In July 1983, he initiated the Laser Intersatellite Transmission Experiment Program and in 1997, the follow-on GeoLITE Program. In 1989, he formed the All-Optical-Network Consortium among MIT, AT&T and DEC. He also formed and served as PI the Next Generation Internet Consortium, ONRAMP among AT&T, Cabletron, MIT, Nortel and JDS, and a Satellite Networking Research Consortium formed between MIT, Motorola, Teledesic and Globalstar. He has founded in 2009 and is serving as the Editor-in-Chief of a new IEEE/OSA Journal: Journal of Optical Communications and Networking. He is currently a Member of the Corporation of Draper Laboratory, the Technical Advisory Board of Mercury Computer and on the Board of Governors of the IEEE Communication Society as VP of Publications. He is also an elected member of Eta-Kappa-Nu, Tau-Beta-Pi and Sigma-Xi, the Fellow of the IEEE and the Optical Society of America.
Throughout his career, Professor Chan has spent his research focus on communication and networks, particularly on free space and fiber optical communication and networks and satellite communications. His work has led the way to a successful laser communication demonstration in space and early deployment of WDM optical networks. His recent research emphasis is on heterogeneous (satcom, wireless and fiber) network architectures with stringent performance demands.
Optical Flow Switching
Present-day networks are being challenged by dramatic increases in data rate demands of emerging applications.

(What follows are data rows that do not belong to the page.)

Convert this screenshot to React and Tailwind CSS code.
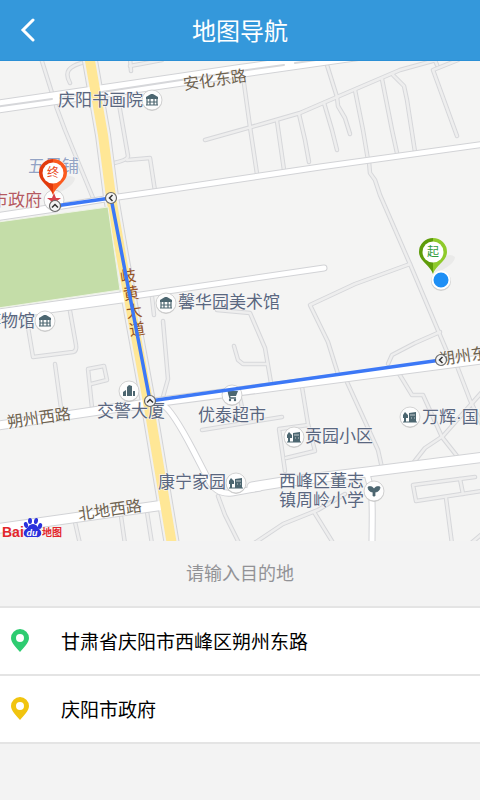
import React, { useState } from "react";

const minorRoads = [
	"M41 58 52 93",
	"M56 106 65 130 93 198",
	"M70 83C64 72 68 66 85 62",
	"M130 58 131 71",
	"M130 66 162 60",
	"M119 104 128 156Q128 160 114 163",
	"M127 160 150 158 155 191",
	"M243 76 250 127 257 174",
	"M205 140 262 124 300 113 337 97 400 70 436 60",
	"M327 65 337 97 338 106 345 118 350 134",
	"M277 121 284 170",
	"M299 114 305 140 309 162",
	"M324 103 332 130 337 150",
	"M355 90 363 130 368 160",
	"M382 79 392 130 397 153",
	"M393 75 404 86 407 100 415 152",
	"M434 58 437 65M458 60 433 70 457 136",
	"M369 162 370 173 375 180 380 195 410 264 448 354",
	"M410 264 355 284 310 305 328 342 338 374",
	"M347 382 378 450 382 468",
	"M440 332 415 343 392 355 388 364",
	"M457 366 470 400 482 425",
	"M482 392 443 436 425 448 414 462",
	"M398 372 412 395 423 395 442 437 457 456",
	"M475 477 413 485 416 501 482 491",
	"M460 479 463 494",
	"M446 498 452 544",
	"M482 534 470 544",
	"M250 546 283 524 318 510 345 494",
	"M314 512 335 546",
	"M218 496 225 515 240 545",
	"M163 321 168 379 163 397",
	"M234 346 238 360 243 364 267 364",
	"M217 310 250 313 265 348 271 383",
	"M302 387 308 424 315 451 286 458",
	"M308 425 279 429 285 471",
	"M240 398 243 412",
	"M202 430 282 417",
	"M27 321 33 357 73 352Q77 351 76 345L70 311",
	"M55 364 61 408",
	"M92 408 88 369 104 366 107 380 91 384",
	"M152 297 154 315",
	"M75 522 80 544",
	"M121 516 125 544",
	"M147 512 152 544",
];

const whiteRoads = [
	{ d: "M-5 107 240 71 400 48", width: 12 },
	{ d: "M-5 217 55 208", width: 7 },
	{ d: "M50 208 111 198 160 191 320 167 485 144", width: 5 },
	{ d: "M-5 315 125 297", width: 10 },
	{ d: "M120 298 324 268", width: 5 },
	{ d: "M-5 426 150 403 310 382 485 359", width: 8 },
	{ d: "M163 405 Q172 410 193 450L208 479Q216 495 232 493L260 488", width: 5 },
	{ d: "M252 487 283 482 367 472 485 457", width: 9 },
	{ d: "M-5 529 164 505", width: 9 },
	{ d: "M367 474C374 495 372 510 372 545", width: 5 },
];

const highway = "M89 55 103 135 111 197 121 255 139 353 150 413 172 545";

const labels = [
	{ x: 58, y: 106, text: "庆阳书画院" },
	{ x: 178, y: 308, text: "馨华园美术馆" },
	{ x: 97, y: 417, text: "交警大厦" },
	{ x: 198, y: 421, text: "优泰超市" },
	{ x: 305, y: 442, text: "贡园小区" },
	{ x: 158, y: 488, text: "康宁家园" },
	{ x: 279, y: 487, text: "西峰区董志" },
	{ x: 279, y: 506, text: "镇周岭小学" },
];

const places = [
	{ x: 152, y: 100, type: "museum" },
	{ x: 45, y: 321, type: "museum" },
	{ x: 166, y: 303, type: "museum" },
	{ x: 129, y: 391, type: "building" },
	{ x: 232, y: 395, type: "shop" },
	{ x: 294, y: 437, type: "estate" },
	{ x: 236, y: 483, type: "estate" },
	{ x: 410, y: 417, type: "estate" },
	{ x: 374, y: 491, type: "school" },
	{ x: 54, y: 200, type: "office" },
];

const icons = {
	museum: (
		<g>
			<path d="M-1-6H1L6-3V-1H-6V-3Z" />
			<path d="M-5-1V5M-2-1V5M2-1V5M5-1V5M-6 5H6M-5 2H5" stroke="#4c6670" strokeWidth="1.2" />
		</g>
	),
	building: <path d="M-6 1-3-1V5H-6ZM-2-4 0-6 3-5V5H-2ZM4 0H6V5H4Z" />,
	shop: (
		<g>
			<path d="M-7-5H-4L-2 3H4" fill="none" stroke="#4c6670" strokeWidth="1.5" />
			<path d="M-4-4H6L4 1H-3Z" />
			<circle cx="-2" cy="5" r="1.2" />
			<circle cx="3" cy="5" r="1.2" />
		</g>
	),
	estate: (
		<g>
			<path d="M-7-2-5-5-2-2V1H-4V5H-6V1H-7ZM-1-4 6-5V5H-1Z" />
			<path d="M-7 5H7" stroke="#4c6670" />
			<path d="M0-2H5M1 1H2M4 1H5" stroke="#dfe5e7" strokeWidth="0.8" />
		</g>
	),
	school: (
		<path d="M-1 5V1C-4 1-6-1-6-4-3-5-1-4 0-2 1-4 3-5 6-4 6-1 4 1 1 1V5Z" stroke="#4c6670" strokeWidth="0.8" />
	),
	office: (
		<path d="M0-7 2-2H7L3 1 5 6 0 3-5 6-3 1-7-2H-2Z" fill="#d6404a" />
	),
};

const Place = ({ x, y, type }) => (
	<g transform={`translate(${x} ${y})`}>
		<circle cy="1" r="10" fill="#bdbdbd" opacity="0.7" />
		<circle r="10" fill="#fdfdfd" stroke="#c9c9c9" strokeWidth="0.8" />
		<g fill="#4c6670">{icons[type]}</g>
	</g>
);

const RouteNode = ({ x, y, angle }) => (
	<g transform={`translate(${x} ${y}) rotate(${angle})`}>
		<circle r="5.5" fill="#f4f4f4" stroke="#696969" strokeWidth="1.2" />
		<path d="M-3 1.5 0-1.5 3 1.5" fill="none" stroke="#333" strokeWidth="1.5" />
	</g>
);

const Marker = ({ x, y, left, right, color, text }) => (
	<g transform={`translate(${x} ${y})`}>
		<path d="M1 22 8 7Q17 0 22 5 22 13 1 22Z" fill="#000" opacity="0.04" />
		<path d="M0 22C-3 13-14 9-14 0A14 14 0 0 1 0-14Z" fill={left} />
		<path d="M0 22C3 13 14 9 14 0A14 14 0 0 0 0-14Z" fill={right} />
		<circle r="10.5" fill="#fff" />
		<text y="4" fontSize="12" textAnchor="middle" fill={color}>
			{text}
		</text>
	</g>
);

const BaiduLogo = () => (
	<g>
		<text
			x="2"
			y="537"
			fontSize="14"
			fontWeight="bold"
			fill="#e3262b"
			className="font-['Liberation_Sans']"
		>
			Bai
		</text>
		<g fill="#2b32dc">
			<path d="M33 524C37 524 38 528 40 530 43 534 40 538 36 537H29C25 538 22 534 25 530 28 528 29 524 33 524Z" />
			<ellipse cx="26" cy="525" rx="2" ry="3" transform="rotate(-15 26 525)" />
			<ellipse cx="30" cy="521" rx="2" ry="3" />
			<ellipse cx="36" cy="521" rx="2" ry="3" transform="rotate(10 36 521)" />
			<ellipse cx="40" cy="526" rx="2" ry="3" transform="rotate(20 40 526)" />
		</g>
		<text
			x="32"
			y="536"
			fontSize="9"
			fontWeight="bold"
			fontStyle="italic"
			textAnchor="middle"
			fill="#fff"
			className="font-['Liberation_Sans']"
		>
			du
		</text>
		<text x="42" y="536" fontSize="10" fontWeight="bold" fill="#e3262b">
			地图
		</text>
	</g>
);

const RouteMap = () => (
	<svg viewBox="0 61 480 480" className="block w-full" role="img" aria-label="地图">
		<rect y="61" width="480" height="480" fill="#f4f4f3" />

		<g fill="none" strokeLinecap="round" strokeLinejoin="round">
			{minorRoads.map((d) => (
				<path key={d} d={d} stroke="#d6d7da" strokeWidth="4.5" />
			))}
			{minorRoads.map((d) => (
				<path key={d} d={d} stroke="#eeeeee" strokeWidth="2.5" />
			))}
			<path d={highway} stroke="#d2d3d6" strokeWidth="16" />
			{whiteRoads.map((road) => (
				<path key={road.d} d={road.d} stroke="#d2d3d6" strokeWidth={road.width + 2} />
			))}
			<path d={highway} stroke="#f1f1f1" strokeWidth="14" />
			{whiteRoads.map((road) => (
				<path key={road.d} d={road.d} stroke="#fff" strokeWidth={road.width} />
			))}
			<path
				d="M-5 107 52 99M60 98 82 94M102 92 240 71 284 65M295 63 400 48"
				stroke="#d6d7da"
				strokeWidth="2"
			/>
			<path d={highway} stroke="#ffe796" strokeWidth="10" />
		</g>
		<path d="M-2 222 108 207 120 290-2 308Z" fill="#c4dda8" stroke="#eef3e6" />

		{places.map((place) => (
			<Place key={`${place.x}-${place.y}`} {...place} />
		))}

		<g fontSize="17" stroke="#f8f8f8" strokeWidth="1" paintOrder="stroke">
			<g fill="#5a6780">
				{labels.map((label) => (
					<text key={label.text} x={label.x} y={label.y}>
						{label.text}
					</text>
				))}
				<text x="422" y="423">
					万辉<tspan className="font-['Liberation_Sans']">·</tspan>国际
				</text>
				<text x="35" y="327" textAnchor="end">
					博物馆
				</text>
			</g>
			<text x="28" y="172" fill="#93a3c4">
				五里铺
			</text>
			<text x="42" y="206" textAnchor="end" fill="#b55a62">
				庆阳市政府
			</text>
			<g fill="#6f6350" fontSize="16">
				<text transform="translate(184 90) rotate(-8)">安化东路</text>
				<text transform="translate(8 428) rotate(-8)">朔州西路</text>
				<text transform="translate(79 520) rotate(-8)">北地西路</text>
				<text transform="translate(440 365) rotate(-8)">朔州东路</text>
			</g>
			<g fill="#96521f" textAnchor="middle" strokeWidth="0" fontSize="16">
				<text transform="translate(129 282) rotate(-8)">岐</text>
				<text transform="translate(132 299) rotate(-8)">黄</text>
				<text transform="translate(135 317) rotate(-8)">大</text>
				<text transform="translate(138 335) rotate(-8)">道</text>
			</g>
		</g>

		<path
			d="M55 206 111 198 122 255 150 401 441 360"
			fill="none"
			stroke="#3c78f6"
			strokeWidth="3.5"
			strokeLinejoin="round"
		/>

		<RouteNode x={111} y={198} angle={-90} />
		<RouteNode x={150} y={401} angle={0} />
		<RouteNode x={441} y={360} angle={-90} />
		<Marker x={53} y={173} left="#e23a0c" right="#fb5a1e" color="#e8481c" text="终" />
		<RouteNode x={55} y={206} angle={0} />
		<Marker x={433} y={252} left="#5f9c0a" right="#8fca2b" color="#2f9c3c" text="起" />
		<circle cx="441" cy="281" r="10" fill="#000" opacity="0.15" />
		<circle cx="441" cy="280" r="8.5" fill="#1e8ff5" stroke="#fff" strokeWidth="2" />
		<BaiduLogo />
	</svg>
);

const PinIcon = ({ className }) => (
	<svg viewBox="0 0 18 24" className={`h-6 w-[18px] ${className}`} fill="currentColor">
		<path
			fillRule="evenodd"
			d="M9 0A9 9 0 0 1 18 9C18 14 13 18 9 23 5 18 0 14 0 9A9 9 0 0 1 9 0ZM9 5A4 4 0 0 0 9 13 4 4 0 0 0 9 5Z"
		/>
	</svg>
);

const stops = [
	{ name: "甘肃省庆阳市西峰区朔州东路", color: "text-[#2ecc71]" },
	{ name: "庆阳市政府", color: "text-[#f1c40f]" },
];

const App = () => {
	const [destination, setDestination] = useState("");

	return (
		<main className="min-h-screen bg-[#f3f3f3] font-['Noto_Sans_CJK_SC',sans-serif]">
			<header className="grid h-[61px] grid-cols-[60px_1fr_60px] items-center border-b border-[#2b8fd5] bg-[#3498db] text-white">
				<button className="flex h-full items-center pl-5" aria-label="返回">
					<svg viewBox="0 0 16 24" className="h-6 w-4" fill="none">
						<path
							d="M13 2 3 12 13 22"
							stroke="currentColor"
							strokeWidth="3"
							strokeLinecap="round"
						/>
					</svg>
				</button>
				<h1 className="text-center text-2xl">地图导航</h1>
			</header>

			<RouteMap />

			<input
				className="block h-[65px] w-full bg-transparent pb-1 text-center text-lg text-black outline-none placeholder:text-[#929296]"
				placeholder="请输入目的地"
				aria-label="目的地"
				value={destination}
				onChange={(e) => setDestination(e.target.value)}
			/>

			<ul className="border-t-2 border-[#e4e4e4] bg-white">
				{stops.map((stop) => (
					<li
						key={stop.name}
						className="flex h-[68px] items-center gap-8 border-b-2 border-[#e4e4e4] pl-[11px] text-[19px] text-black"
					>
						<PinIcon className={stop.color} />
						<span>{stop.name}</span>
					</li>
				))}
			</ul>
		</main>
	);
};

export default App;
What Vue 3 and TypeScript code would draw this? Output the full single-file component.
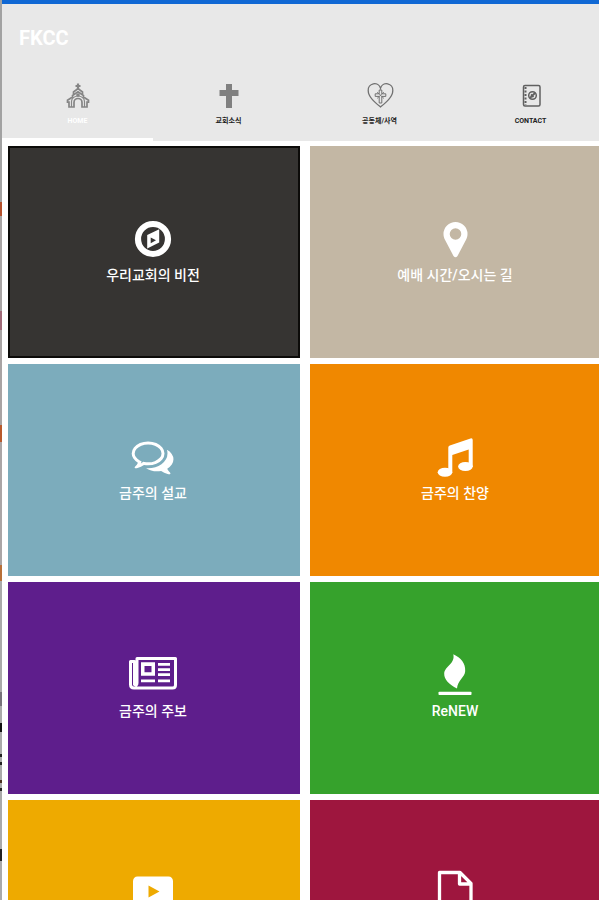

A new network architecture, incorporating “optical flow switching”, will enable significant rate growth, power-efficiency and cost-effective scalability of next-generation networks. We will explore architecture concepts germinated 22 years ago, technology and testbed demonstrations performed in the last 17 years and the recent architecture construct from the Physical Layer to the Transport Layer of an implementable optical flow switching network that is scalable and manageable.